Stored records

□ □ □ □

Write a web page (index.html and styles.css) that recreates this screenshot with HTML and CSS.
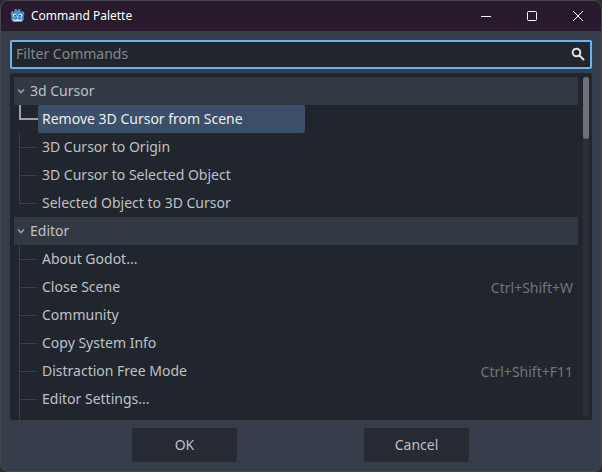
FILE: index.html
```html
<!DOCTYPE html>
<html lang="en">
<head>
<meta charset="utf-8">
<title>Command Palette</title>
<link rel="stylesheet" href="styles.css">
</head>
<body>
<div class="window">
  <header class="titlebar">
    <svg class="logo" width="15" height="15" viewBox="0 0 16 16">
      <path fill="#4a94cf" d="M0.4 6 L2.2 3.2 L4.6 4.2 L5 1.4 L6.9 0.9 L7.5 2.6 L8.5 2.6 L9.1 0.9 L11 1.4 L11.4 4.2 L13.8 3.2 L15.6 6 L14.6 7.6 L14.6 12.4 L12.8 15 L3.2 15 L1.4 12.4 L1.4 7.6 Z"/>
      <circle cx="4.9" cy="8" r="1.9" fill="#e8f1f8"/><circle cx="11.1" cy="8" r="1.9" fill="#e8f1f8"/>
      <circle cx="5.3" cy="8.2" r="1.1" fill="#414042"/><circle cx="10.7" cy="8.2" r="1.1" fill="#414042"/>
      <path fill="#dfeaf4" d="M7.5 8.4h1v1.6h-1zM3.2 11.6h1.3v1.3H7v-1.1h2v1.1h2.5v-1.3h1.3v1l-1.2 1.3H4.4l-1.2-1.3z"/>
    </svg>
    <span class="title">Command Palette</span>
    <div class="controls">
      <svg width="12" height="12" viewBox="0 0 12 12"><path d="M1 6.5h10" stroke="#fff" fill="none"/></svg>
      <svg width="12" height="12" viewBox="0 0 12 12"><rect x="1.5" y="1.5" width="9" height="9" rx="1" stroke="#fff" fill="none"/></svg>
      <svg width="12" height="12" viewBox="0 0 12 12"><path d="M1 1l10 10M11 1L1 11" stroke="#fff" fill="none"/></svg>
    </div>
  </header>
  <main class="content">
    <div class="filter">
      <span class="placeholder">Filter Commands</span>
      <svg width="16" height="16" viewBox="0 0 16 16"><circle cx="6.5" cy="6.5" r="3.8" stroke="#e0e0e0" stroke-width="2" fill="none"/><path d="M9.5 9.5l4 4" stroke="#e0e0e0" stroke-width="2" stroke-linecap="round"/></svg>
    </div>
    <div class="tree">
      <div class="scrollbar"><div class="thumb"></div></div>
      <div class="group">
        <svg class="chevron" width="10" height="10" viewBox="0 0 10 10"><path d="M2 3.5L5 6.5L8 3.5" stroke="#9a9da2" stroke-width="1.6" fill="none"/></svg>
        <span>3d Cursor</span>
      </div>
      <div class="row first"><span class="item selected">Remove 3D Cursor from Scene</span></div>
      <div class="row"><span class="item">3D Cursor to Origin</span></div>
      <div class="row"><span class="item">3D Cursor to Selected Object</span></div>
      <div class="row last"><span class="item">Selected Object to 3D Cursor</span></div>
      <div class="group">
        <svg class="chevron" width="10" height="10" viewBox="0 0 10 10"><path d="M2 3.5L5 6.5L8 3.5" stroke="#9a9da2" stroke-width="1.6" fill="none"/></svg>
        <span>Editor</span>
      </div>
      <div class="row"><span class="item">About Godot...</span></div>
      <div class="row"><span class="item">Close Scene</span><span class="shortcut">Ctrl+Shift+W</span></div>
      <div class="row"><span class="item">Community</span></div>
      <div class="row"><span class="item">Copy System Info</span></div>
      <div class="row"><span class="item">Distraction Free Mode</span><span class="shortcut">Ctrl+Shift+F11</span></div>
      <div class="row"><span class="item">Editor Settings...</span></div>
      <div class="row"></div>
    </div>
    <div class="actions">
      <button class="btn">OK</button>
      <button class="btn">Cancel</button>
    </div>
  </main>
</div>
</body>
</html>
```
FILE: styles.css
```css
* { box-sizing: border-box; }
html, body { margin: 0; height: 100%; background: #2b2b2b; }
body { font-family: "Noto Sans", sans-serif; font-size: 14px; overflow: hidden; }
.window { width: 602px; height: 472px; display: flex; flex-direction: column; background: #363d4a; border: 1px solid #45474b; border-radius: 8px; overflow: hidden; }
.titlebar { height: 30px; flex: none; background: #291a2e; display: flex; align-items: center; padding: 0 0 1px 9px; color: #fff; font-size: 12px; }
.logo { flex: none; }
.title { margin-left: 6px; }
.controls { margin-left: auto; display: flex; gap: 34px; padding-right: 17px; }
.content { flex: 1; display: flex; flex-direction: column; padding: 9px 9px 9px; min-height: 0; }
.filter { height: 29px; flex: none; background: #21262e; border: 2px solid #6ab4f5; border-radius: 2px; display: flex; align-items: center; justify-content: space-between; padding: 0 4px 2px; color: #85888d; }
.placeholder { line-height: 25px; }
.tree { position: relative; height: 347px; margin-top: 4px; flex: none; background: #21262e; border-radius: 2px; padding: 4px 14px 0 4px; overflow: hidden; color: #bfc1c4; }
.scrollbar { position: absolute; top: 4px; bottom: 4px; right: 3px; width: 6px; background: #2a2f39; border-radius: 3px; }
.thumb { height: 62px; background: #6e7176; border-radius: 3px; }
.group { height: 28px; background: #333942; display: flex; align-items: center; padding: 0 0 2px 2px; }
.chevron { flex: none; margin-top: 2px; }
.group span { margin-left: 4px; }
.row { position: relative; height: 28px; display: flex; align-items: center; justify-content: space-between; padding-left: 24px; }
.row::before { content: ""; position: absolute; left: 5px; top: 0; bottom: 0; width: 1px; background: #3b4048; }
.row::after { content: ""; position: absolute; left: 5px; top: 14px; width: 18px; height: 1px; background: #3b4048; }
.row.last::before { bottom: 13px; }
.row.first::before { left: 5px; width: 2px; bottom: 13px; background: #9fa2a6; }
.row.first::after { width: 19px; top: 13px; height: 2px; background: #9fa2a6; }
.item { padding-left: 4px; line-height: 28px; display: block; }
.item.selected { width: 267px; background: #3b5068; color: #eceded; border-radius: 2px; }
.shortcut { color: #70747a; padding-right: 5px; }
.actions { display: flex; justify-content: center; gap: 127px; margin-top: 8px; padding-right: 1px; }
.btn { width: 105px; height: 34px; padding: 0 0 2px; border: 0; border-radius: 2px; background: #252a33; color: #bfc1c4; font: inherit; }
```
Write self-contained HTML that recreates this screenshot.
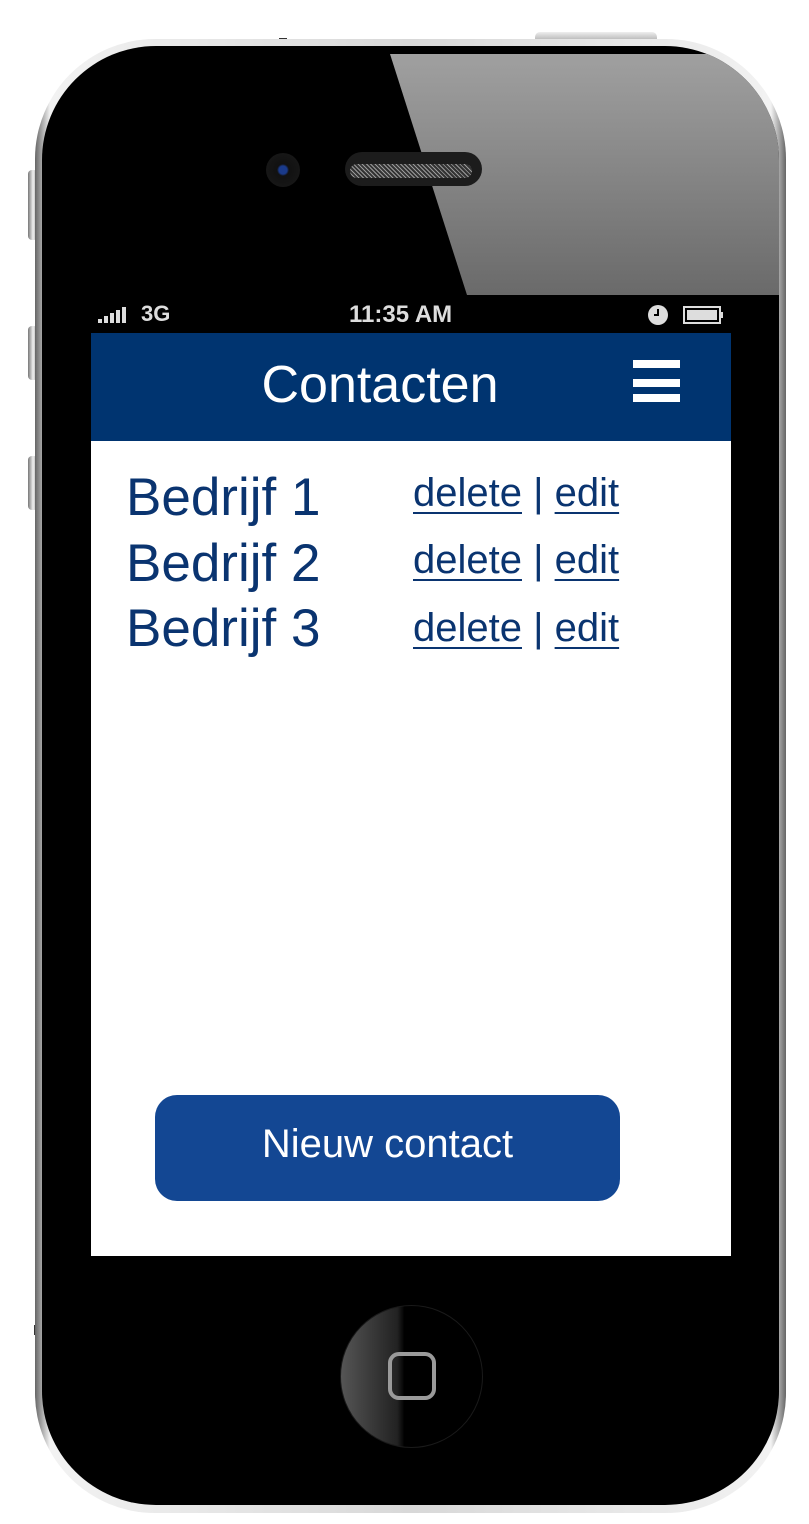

□ □ □ □

EXERCISE BRIEF → Extract the text of all the records above verbatim, excluding pictures.

TASK ANSWER →
Write a web page (index.html and styles.css) that recreates this screenshot with HTML and CSS.
FILE: index.html
```html
<!DOCTYPE html>
<html lang="en">
<head>
<meta charset="utf-8">
<title>Command Palette</title>
<link rel="stylesheet" href="styles.css">
</head>
<body>
<div class="window">
  <header class="titlebar">
    <svg class="logo" width="15" height="15" viewBox="0 0 16 16">
      <path fill="#4a94cf" d="M0.4 6 L2.2 3.2 L4.6 4.2 L5 1.4 L6.9 0.9 L7.5 2.6 L8.5 2.6 L9.1 0.9 L11 1.4 L11.4 4.2 L13.8 3.2 L15.6 6 L14.6 7.6 L14.6 12.4 L12.8 15 L3.2 15 L1.4 12.4 L1.4 7.6 Z"/>
      <circle cx="4.9" cy="8" r="1.9" fill="#e8f1f8"/><circle cx="11.1" cy="8" r="1.9" fill="#e8f1f8"/>
      <circle cx="5.3" cy="8.2" r="1.1" fill="#414042"/><circle cx="10.7" cy="8.2" r="1.1" fill="#414042"/>
      <path fill="#dfeaf4" d="M7.5 8.4h1v1.6h-1zM3.2 11.6h1.3v1.3H7v-1.1h2v1.1h2.5v-1.3h1.3v1l-1.2 1.3H4.4l-1.2-1.3z"/>
    </svg>
    <span class="title">Command Palette</span>
    <div class="controls">
      <svg width="12" height="12" viewBox="0 0 12 12"><path d="M1 6.5h10" stroke="#fff" fill="none"/></svg>
      <svg width="12" height="12" viewBox="0 0 12 12"><rect x="1.5" y="1.5" width="9" height="9" rx="1" stroke="#fff" fill="none"/></svg>
      <svg width="12" height="12" viewBox="0 0 12 12"><path d="M1 1l10 10M11 1L1 11" stroke="#fff" fill="none"/></svg>
    </div>
  </header>
  <main class="content">
    <div class="filter">
      <span class="placeholder">Filter Commands</span>
      <svg width="16" height="16" viewBox="0 0 16 16"><circle cx="6.5" cy="6.5" r="3.8" stroke="#e0e0e0" stroke-width="2" fill="none"/><path d="M9.5 9.5l4 4" stroke="#e0e0e0" stroke-width="2" stroke-linecap="round"/></svg>
    </div>
    <div class="tree">
      <div class="scrollbar"><div class="thumb"></div></div>
      <div class="group">
        <svg class="chevron" width="10" height="10" viewBox="0 0 10 10"><path d="M2 3.5L5 6.5L8 3.5" stroke="#9a9da2" stroke-width="1.6" fill="none"/></svg>
        <span>3d Cursor</span>
      </div>
      <div class="row first"><span class="item selected">Remove 3D Cursor from Scene</span></div>
      <div class="row"><span class="item">3D Cursor to Origin</span></div>
      <div class="row"><span class="item">3D Cursor to Selected Object</span></div>
      <div class="row last"><span class="item">Selected Object to 3D Cursor</span></div>
      <div class="group">
        <svg class="chevron" width="10" height="10" viewBox="0 0 10 10"><path d="M2 3.5L5 6.5L8 3.5" stroke="#9a9da2" stroke-width="1.6" fill="none"/></svg>
        <span>Editor</span>
      </div>
      <div class="row"><span class="item">About Godot...</span></div>
      <div class="row"><span class="item">Close Scene</span><span class="shortcut">Ctrl+Shift+W</span></div>
      <div class="row"><span class="item">Community</span></div>
      <div class="row"><span class="item">Copy System Info</span></div>
      <div class="row"><span class="item">Distraction Free Mode</span><span class="shortcut">Ctrl+Shift+F11</span></div>
      <div class="row"><span class="item">Editor Settings...</span></div>
      <div class="row"></div>
    </div>
    <div class="actions">
      <button class="btn">OK</button>
      <button class="btn">Cancel</button>
    </div>
  </main>
</div>
</body>
</html>
```
FILE: styles.css
```css
* { box-sizing: border-box; }
html, body { margin: 0; height: 100%; background: #2b2b2b; }
body { font-family: "Noto Sans", sans-serif; font-size: 14px; overflow: hidden; }
.window { width: 602px; height: 472px; display: flex; flex-direction: column; background: #363d4a; border: 1px solid #45474b; border-radius: 8px; overflow: hidden; }
.titlebar { height: 30px; flex: none; background: #291a2e; display: flex; align-items: center; padding: 0 0 1px 9px; color: #fff; font-size: 12px; }
.logo { flex: none; }
.title { margin-left: 6px; }
.controls { margin-left: auto; display: flex; gap: 34px; padding-right: 17px; }
.content { flex: 1; display: flex; flex-direction: column; padding: 9px 9px 9px; min-height: 0; }
.filter { height: 29px; flex: none; background: #21262e; border: 2px solid #6ab4f5; border-radius: 2px; display: flex; align-items: center; justify-content: space-between; padding: 0 4px 2px; color: #85888d; }
.placeholder { line-height: 25px; }
.tree { position: relative; height: 347px; margin-top: 4px; flex: none; background: #21262e; border-radius: 2px; padding: 4px 14px 0 4px; overflow: hidden; color: #bfc1c4; }
.scrollbar { position: absolute; top: 4px; bottom: 4px; right: 3px; width: 6px; background: #2a2f39; border-radius: 3px; }
.thumb { height: 62px; background: #6e7176; border-radius: 3px; }
.group { height: 28px; background: #333942; display: flex; align-items: center; padding: 0 0 2px 2px; }
.chevron { flex: none; margin-top: 2px; }
.group span { margin-left: 4px; }
.row { position: relative; height: 28px; display: flex; align-items: center; justify-content: space-between; padding-left: 24px; }
.row::before { content: ""; position: absolute; left: 5px; top: 0; bottom: 0; width: 1px; background: #3b4048; }
.row::after { content: ""; position: absolute; left: 5px; top: 14px; width: 18px; height: 1px; background: #3b4048; }
.row.last::before { bottom: 13px; }
.row.first::before { left: 5px; width: 2px; bottom: 13px; background: #9fa2a6; }
.row.first::after { width: 19px; top: 13px; height: 2px; background: #9fa2a6; }
.item { padding-left: 4px; line-height: 28px; display: block; }
.item.selected { width: 267px; background: #3b5068; color: #eceded; border-radius: 2px; }
.shortcut { color: #70747a; padding-right: 5px; }
.actions { display: flex; justify-content: center; gap: 127px; margin-top: 8px; padding-right: 1px; }
.btn { width: 105px; height: 34px; padding: 0 0 2px; border: 0; border-radius: 2px; background: #252a33; color: #bfc1c4; font: inherit; }
```
Write self-contained HTML that recreates this screenshot.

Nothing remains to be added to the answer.